Stored records
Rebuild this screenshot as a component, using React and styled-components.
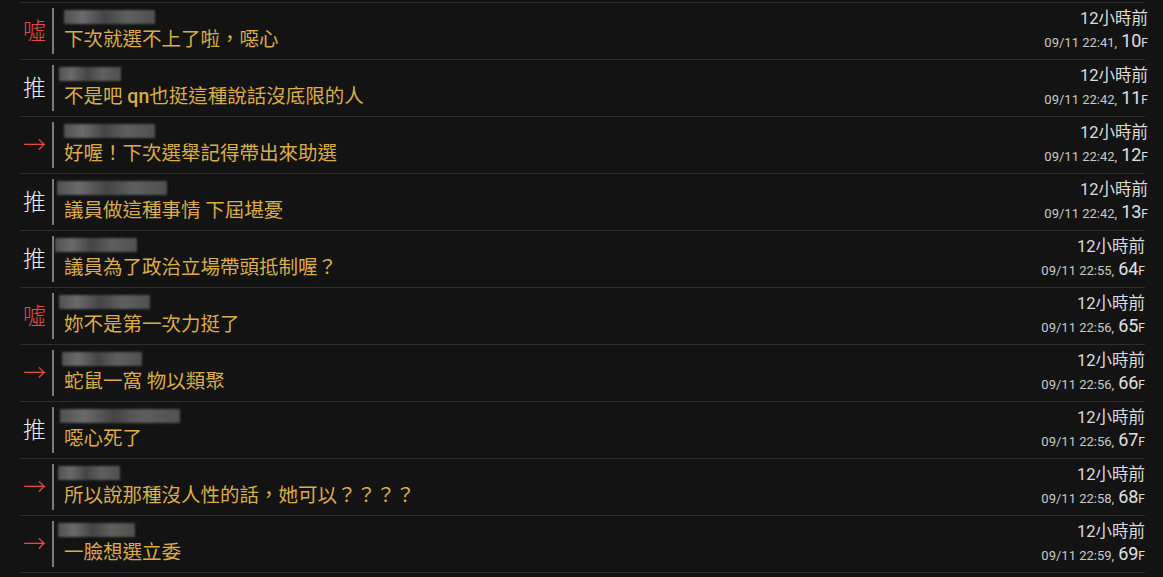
import React from "react";
import styled, { createGlobalStyle } from "styled-components";

const GlobalStyle = createGlobalStyle`
  html, body {
    margin: 0;
    padding: 0;
    background: #131313;
  }
  body {
    font-family: Roboto, "Noto Sans CJK TC", sans-serif;
  }
`;

const List = styled.div`
  margin: 2px 0 0 20px;
  width: 1125px;
  border-top: 1px solid #2e2e2e;
`;

const Row = styled.div`
  display: grid;
  grid-template-columns: 32px 2px 1fr auto;
  align-items: center;
  height: 56px;
  border-bottom: 1px solid #2e2e2e;
`;

const Tag = styled.div`
  font-family: "Noto Sans CJK TC", sans-serif;
  font-size: 23px;
  font-weight: 300;
  line-height: 1;
  text-align: center;
  color: ${(p) => (p.$kind === "推" ? "#ececec" : "#e04a4a")};
  margin: -4px 0 0 -3px;
`;

const Bar = styled.div`
  width: 2px;
  height: 46px;
  background: #7a7a7a;
`;

const Body = styled.div`
  display: flex;
  flex-direction: column;
  padding-left: 10px;
  min-width: 0;
`;

const User = styled.div`
  height: 14px;
  width: ${(p) => p.$w}px;
  margin-left: ${(p) => p.$x}px;
  margin-top: 1px;
  background: linear-gradient(
    90deg,
    #5c5c5c 0%,
    #7a7a7a 20%,
    #4e4e4e 45%,
    #6d6d6d 70%,
    #5a5a5a 100%
  );
  filter: blur(1.2px);
  opacity: 0.85;
`;

const Text = styled.div`
  font-family: Roboto, "Noto Sans CJK TC", sans-serif;
  font-size: 19.5px;
  line-height: 26px;
  margin-top: 3px;
  color: #dcad45;
  white-space: nowrap;

  b {
    font-weight: 500;
  }
`;

const Meta = styled.div`
  display: flex;
  flex-direction: column;
  align-items: flex-end;
  margin-right: ${(p) => (p.$inset ? 0 : -3)}px;
  color: #dcdcdc;
`;

const Ago = styled.div`
  font-family: Roboto, "Noto Sans CJK TC", sans-serif;
  font-size: 16.5px;
  line-height: 22px;
`;

const Stamp = styled.div`
  font-family: Roboto, sans-serif;
  font-size: 13px;
  line-height: 22px;
  color: #c8c8c8;
  white-space: nowrap;
`;

const Floor = styled.span`
  font-size: 18px;
  color: #e0e0e0;
  margin-left: 4px;
`;

const FloorMark = styled.span`
  font-size: 12px;
  color: #e0e0e0;
`;

const comments = [
  { tag: "噓", user: [0, 91], text: "下次就選不上了啦，噁心", time: "22:41", floor: 10 },
  { tag: "推", user: [-5, 62], text: <>不是吧 <b>qn</b>也挺這種說話沒底限的人</>, time: "22:42", floor: 11 },
  { tag: "→", user: [0, 91], text: "好喔！下次選舉記得帶出來助選", time: "22:42", floor: 12 },
  { tag: "推", user: [-7, 110], text: "議員做這種事情 下屆堪憂", time: "22:42", floor: 13 },
  { tag: "推", user: [-9, 82], text: "議員為了政治立場帶頭抵制喔？", time: "22:55", floor: 64, inset: true },
  { tag: "噓", user: [-5, 91], text: "妳不是第一次力挺了", time: "22:56", floor: 65, inset: true },
  { tag: "→", user: [-2, 80], text: "蛇鼠一窩 物以類聚", time: "22:56", floor: 66, inset: true },
  { tag: "推", user: [-4, 120], text: "噁心死了", time: "22:56", floor: 67, inset: true },
  { tag: "→", user: [-6, 62], text: "所以說那種沒人性的話，她可以？？？？", time: "22:58", floor: 68, inset: true },
  { tag: "→", user: [-6, 77], text: "一臉想選立委", time: "22:59", floor: 69, inset: true },
];

const Comment = ({ c }) => (
  <Row>
    <Tag $kind={c.tag}>{c.tag}</Tag>
    <Bar />
    <Body>
      <User $x={c.user[0]} $w={c.user[1]} />
      <Text>{c.text}</Text>
    </Body>
    <Meta $inset={c.inset}>
      <Ago>12小時前</Ago>
      <Stamp>
        09/11 {c.time},
        <Floor>{c.floor}</Floor>
        <FloorMark>F</FloorMark>
      </Stamp>
    </Meta>
  </Row>
);

export default function App() {
  return (
    <>
      <GlobalStyle />
      <List>
        {comments.map((c) => (
          <Comment key={c.floor} c={c} />
        ))}
      </List>
    </>
  );
}
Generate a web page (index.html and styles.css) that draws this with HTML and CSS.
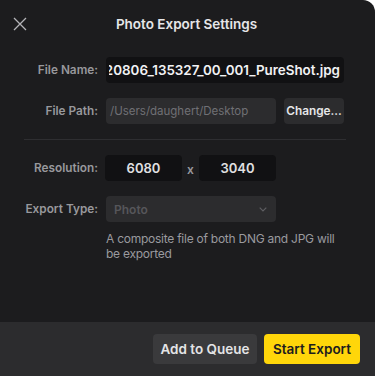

» **WHAT IS REQUIRED**:
Report how many lines contain "this". Give nothing but the number.

» **WRITTEN SOLUTION**:
2